East Java, Gunung Butak

Written by on July 16, 2012 in Java Mountains with 0 Comments

East Java, Gunung Butak



The main starting point for this Ribu is easily reached from the popular mountain resort of Batu, near the city of Malang. Although Butak is not one of the highest peaks in the region, it is unusually free of litter, is a spectacular viewpoint, and has a great natural campsite in a grassy meadow just below the summit. Gunung Kawi is the name of a lower subsidiary top and more locals know of Gunung Kawi than Gunung Butak.

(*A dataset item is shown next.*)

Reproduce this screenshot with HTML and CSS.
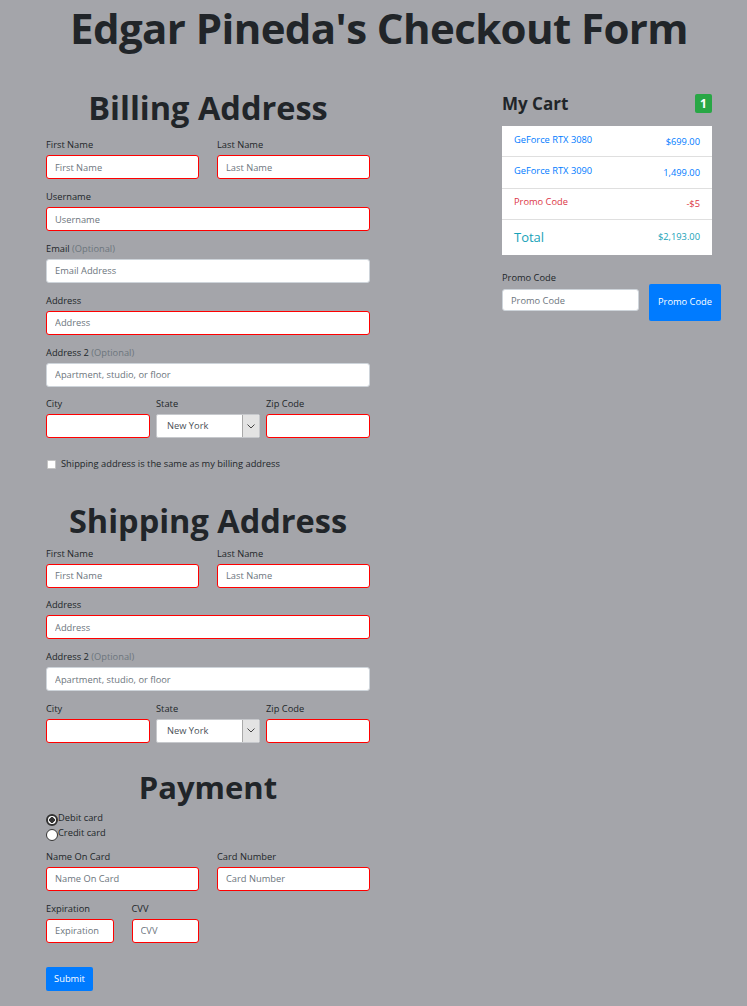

From Batu, take an ojek to kampung Tuyomerto, which takes about 15 minutes. At the top of the road in Tuyomerto you will find the ‘base camp’ hut (1,300 m). Guides and porters are available in the village, but you will need some Bahasa Indonesia ability – ask for pak Budi who seems to be the best guide and can organise other villagers as porters. A guide will take you up and down in one long day (start early!) or a guide and porters will take you one-way and carry your gear to the camping area – you then carry your own gear down. Despite the GPS tracks available, you will probably need a guide as there are several places where you could take a wrong turn. It takes approximately 5 to 7 hours to reach the large grassy camping area known as the alun-alun (2,460 m) and the hike is almost 10 km following a fairly modest gradient. It takes about 3 to 5 hours to come down the same way.

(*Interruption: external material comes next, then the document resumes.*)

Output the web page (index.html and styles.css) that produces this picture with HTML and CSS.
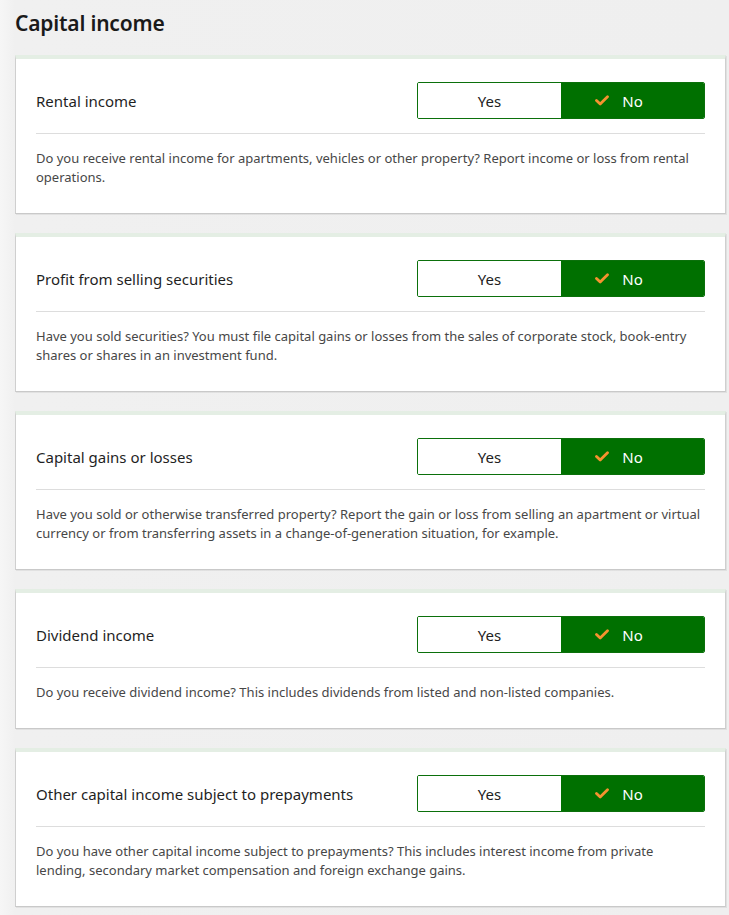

From the base camp, the climb through the cabbage fields and other agriculture to Pos 2 (1,575 m) takes about 45 minutes. From Pos 2 you continue up a valley in degraded/secondary forest before the steepest section of the hike up to Pos 4 (1,980 m), which takes about 1 hour. After this climb, the trail has a very nice gentle gradient, which mean you can hike at a good speed – however, since Butak sees very few hikers the trail can be quite overgrown early in the year and progress can much slower with machetes required to clear the fast growing shrubs. After another 3 hours you should reach Pos 6 (2,460 m), faster if the trail is clear. The route to the alun-alun and camping area is much clearer from here, and should take no more than 2 hours. In the camping area, the grass is very clumpy and there are not as many camping sites as it might first appear. There is an excellent source of drinking water from a spring with pipe, a musholla (praying area), and a view to the summit of Java’s highest peak Semeru.

The highest point is a short climb up to the top of the ridge that surrounds the alun-alun and in good conditions you can see Arjuna, Semeru, Liman and Lawu in the far distance. As noted in the trip reports, the route up to the summit can also be overgrown and in poor weather can be hard to find. The hillside here is scattered with interesting ancient grave sites and some small caves.

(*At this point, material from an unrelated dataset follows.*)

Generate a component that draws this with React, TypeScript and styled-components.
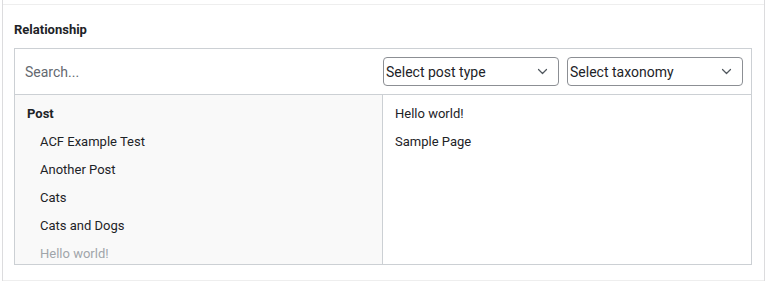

It takes about three and a half hours to descend to Tuyomerto.

The mountain can also be climbed from the west. The other trail starts at the village of Sirah Kencong.

Bagging information by Daniel Quinn and Andy Dean.


Getting there

There are regular flights and train services from Jakarta to Malang. Batu is also around 4-5 drive from Surabaya, which has more frequent flights. There are lots of angkots to Batu from Malang – though you may need to change vehicle a couple of times. Taxis from Malang to/from Batu are also available and it costs around 100k Rupiah from Batu to Malang Airport, a journey that takes 1 hour.


There is a good range of places to stay in Batu.


None required but take a photocopy of your passport photo page just in case.

Water sources

An excellent spring is available at the alun-alun camping area near the summit.